Anyone been following the Evergrande saga? FYI Evergrande is the 2nd largest property developer in China. They have a lot of debt and debt payments due and do not seem able to make them. The risk for contagion inside China and globally is serious.

 

China has told banks that Evergrande will not pay interest due on 20 September

Wed 15 Sep 2021 05:19:24 GMT

 

The latest on the Evergrande situation in China

This has turned into a real calamity and if anything else, the contagion risks are growing bigger by the day.

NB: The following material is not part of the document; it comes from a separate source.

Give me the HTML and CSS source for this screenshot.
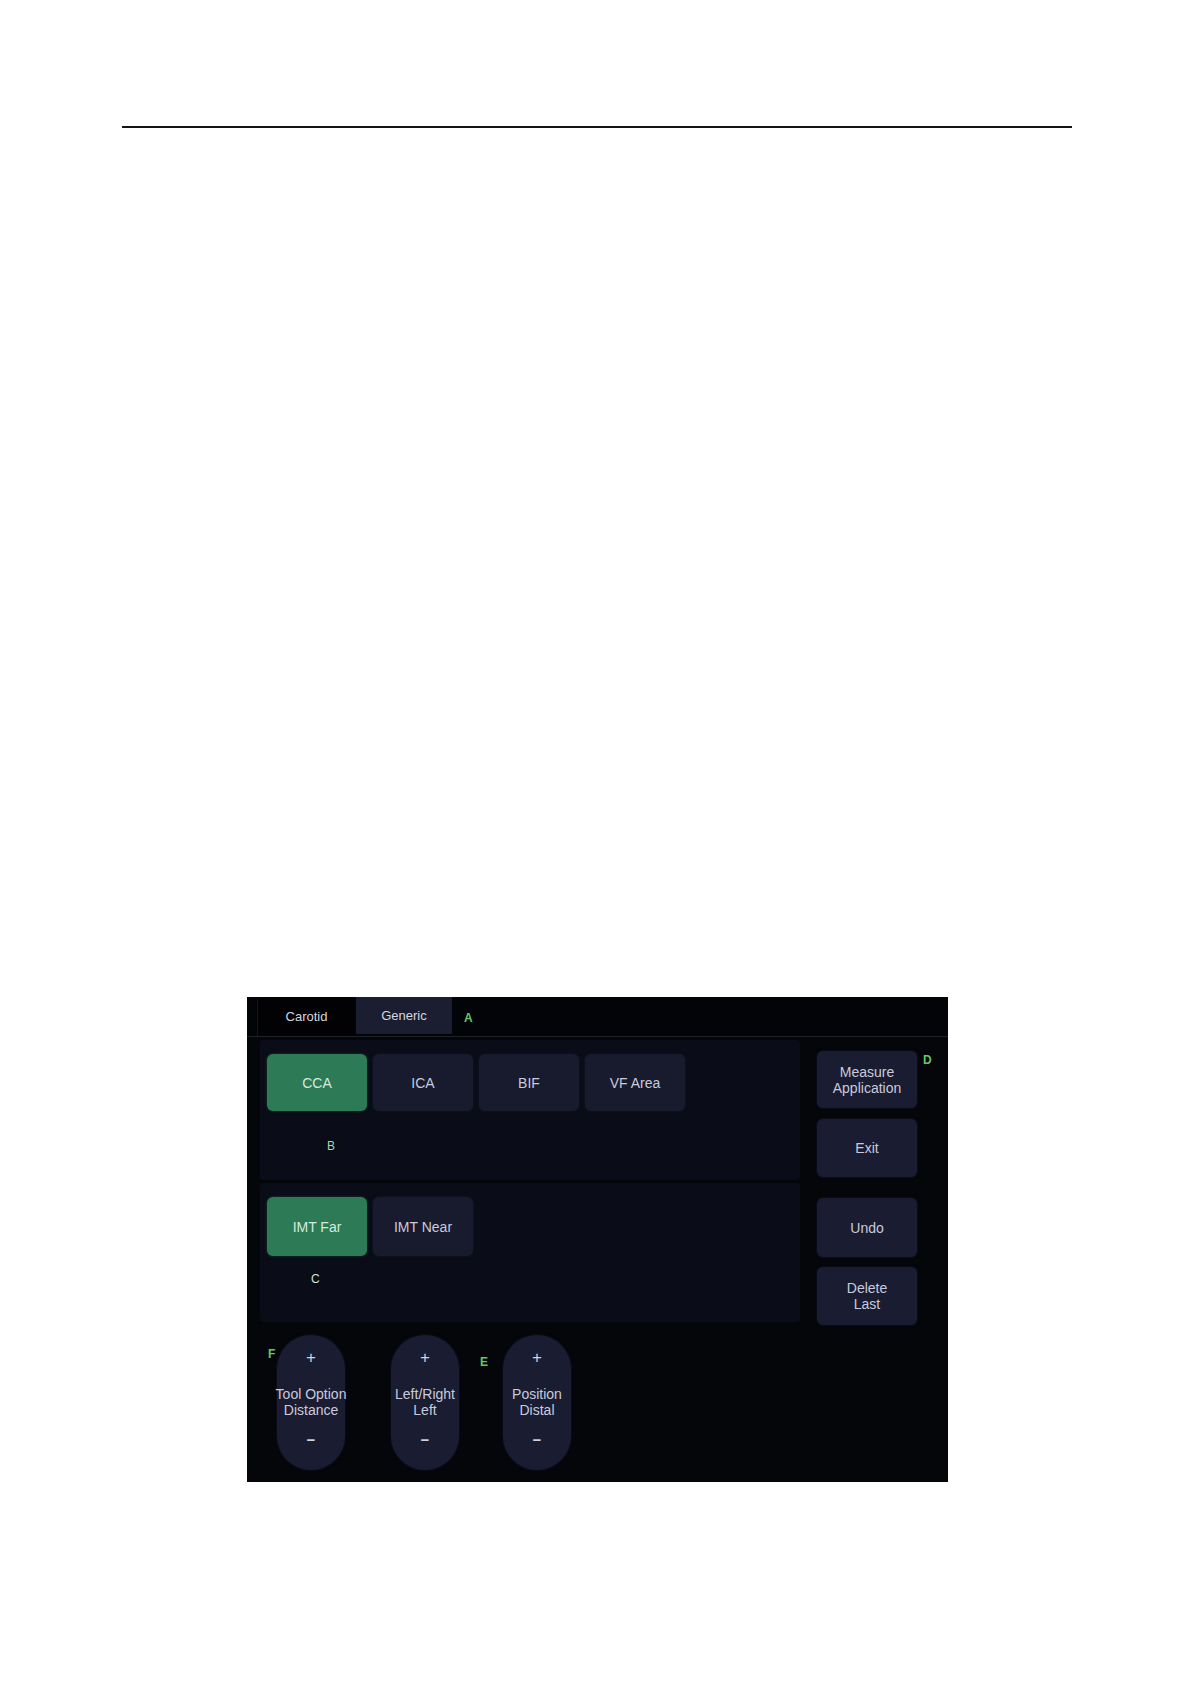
FILE: index.html
```html
<!DOCTYPE html>
<html>
<head>
<meta charset="utf-8">
<link rel="stylesheet" href="styles.css">
</head>
<body>
<div class="rule"></div>
<div class="panel">
  <div class="tabbar">
    <div class="tab tab-active">Carotid</div>
    <div class="tab tab-idle">Generic</div>
    <div class="mark mark-a">A</div>
  </div>
  <div class="main">
    <div class="left">
      <div class="section section-b">
        <div class="btnrow">
          <div class="btn btn-on">CCA</div>
          <div class="btn">ICA</div>
          <div class="btn">BIF</div>
          <div class="btn">VF Area</div>
        </div>
        <div class="mark mark-b">B</div>
      </div>
      <div class="section section-c">
        <div class="btnrow">
          <div class="btn btn-on">IMT Far</div>
          <div class="btn">IMT Near</div>
        </div>
        <div class="mark mark-c">C</div>
      </div>
    </div>
    <div class="right">
      <div class="side side-1">Measure<br>Application<span class="mark mark-d">D</span></div>
      <div class="side side-2">Exit</div>
      <div class="side side-3">Undo</div>
      <div class="side side-4">Delete<br>Last</div>
    </div>
  </div>
  <div class="pills">
    <div class="pill pill-1"><span class="mark mark-f">F</span><span class="pm">+</span><span class="pl">Tool Option<br>Distance</span><span class="pm minus">−</span></div>
    <div class="pill pill-2"><span class="pm">+</span><span class="pl">Left/Right<br>Left</span><span class="pm minus">−</span></div>
    <div class="pill pill-3"><span class="mark mark-e">E</span><span class="pm">+</span><span class="pl">Position<br>Distal</span><span class="pm minus">−</span></div>
  </div>
</div>
</body>
</html>
```
FILE: styles.css
```css
html, body {
  margin: 0;
  padding: 0;
  background: #ffffff;
}
body {
  font-family: "Liberation Sans", Arial, sans-serif;
  width: 1191px;
  height: 1684px;
  overflow: hidden;
}
.rule {
  margin: 126px 0 0 122px;
  width: 950px;
  height: 2px;
  background: #141414;
}
.panel {
  margin: 869px 0 0 247px;
  width: 701px;
  height: 485px;
  background: #05060a;
  box-sizing: border-box;
  color: #c9cbdd;
  font-size: 14px;
}
.tabbar {
  height: 39px;
  border-bottom: 1px solid #1f2129;
  display: flex;
  align-items: flex-end;
  padding-left: 10px;
  background: #030407;
}
.tab {
  height: 37px;
  display: flex;
  align-items: center;
  justify-content: center;
  color: #d6d7de;
  font-size: 13px;
}
.tab-active {
  width: 98px;
  background: #020204;
  border-left: 1px solid #14151b;
  box-sizing: border-box;
  padding-bottom: 2px;
}
.tab-idle {
  width: 96px;
  margin-left: 1px;
  background: #1b1d30;
  margin-bottom: 2px;
  height: 37px;
}
.mark {
  color: #5fcb60;
  font-weight: bold;
  font-size: 12px;
}
.mark-a {
  margin-left: 12px;
  align-self: center;
  margin-top: 2px;
}
.main {
  display: grid;
  grid-template-columns: 540px 100px;
  column-gap: 17px;
  padding-left: 13px;
  padding-top: 3px;
}
.left {
  display: flex;
  flex-direction: column;
  gap: 3px;
}
.section {
  background: #0a0c17;
  border-radius: 3px;
  box-sizing: border-box;
  padding: 14px 0 0 7px;
}
.section-b { height: 140px; }
.section-c { height: 139px; }
.btnrow {
  display: flex;
  gap: 6px;
}
.btn {
  width: 100px;
  height: 57px;
  border-radius: 6px;
  background: #181a2e;
  display: flex;
  align-items: center;
  justify-content: center;
  box-shadow: 0 0 3px rgba(30, 32, 60, 0.6);
}
.section-c .btn { height: 59px; }
.btn-on {
  background: #2c7a56;
  color: #d4ecdd;
  box-shadow: 0 0 3px rgba(40, 110, 80, 0.5);
}
.mark-b {
  margin: 28px 0 0 60px;
  color: #a9d8a9;
  font-weight: normal;
  line-height: 14px;
}
.mark-c {
  margin: 16px 0 0 44px;
  color: #d5e2d5;
  font-weight: normal;
  line-height: 14px;
}
.right {
  display: flex;
  flex-direction: column;
}
.side {
  width: 100px;
  border-radius: 6px;
  background: #1a1c31;
  display: flex;
  align-items: center;
  justify-content: center;
  text-align: center;
  line-height: 16px;
  position: relative;
  box-shadow: 0 0 3px rgba(30, 32, 60, 0.6);
}
.side-1 { margin-top: 11px; height: 57px; }
.side-2 { margin-top: 11px; height: 58px; }
.side-3 { margin-top: 21px; height: 59px; }
.side-4 { margin-top: 10px; height: 58px; }
.mark-d {
  position: absolute;
  left: 106px;
  top: 1px;
}
.pills {
  display: flex;
  padding-left: 30px;
  margin-top: 10px;
}
.pill {
  position: relative;
  width: 68px;
  height: 135px;
  border-radius: 34px;
  background: #1a1c31;
  display: flex;
  flex-direction: column;
  align-items: center;
  box-shadow: 0 0 3px rgba(30, 32, 60, 0.6);
}
.pill-2 { margin-left: 46px; }
.pill-3 { margin-left: 44px; }
.pm {
  margin-top: 14px;
  font-size: 17px;
  line-height: 18px;
  color: #d0d2e2;
}
.pm.minus {
  margin-top: 13px;
  font-size: 15px;
  font-weight: bold;
}
.pl {
  margin-top: 19px;
  text-align: center;
  line-height: 16px;
  white-space: nowrap;
}
.mark-f {
  position: absolute;
  left: -9px;
  top: 12px;
}
.mark-e {
  position: absolute;
  left: -23px;
  top: 20px;
}
```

Things are moving quite quickly and fears of any default will heighten risks towards smaller banks and also the property market in general.
 
Keep an eye on the developments here as they have broader implications for China's financial sector and in turn, risk sentiment globally as a whole.
 
It now boils down to a question of whether local authorities are bold enough to stick with making Evergrande an example of its latest shift in mentality or if they are going to bail them out and prevent a chain reaction of unwanted events.
 

Evergrande bond trading halted again after fall of more than 20%

Wed 15 Sep 2021 06:20:42 GMT
 

The unease continues to grow with Evergrande

A statement released by local market authorities says that Evergrande's May 2023 Shenzhen-exchange-traded bond has seen trading paused after falling more than 20%. This comes after the earlier news here.
 
Just how much can something keep plummeting before it reaches zero?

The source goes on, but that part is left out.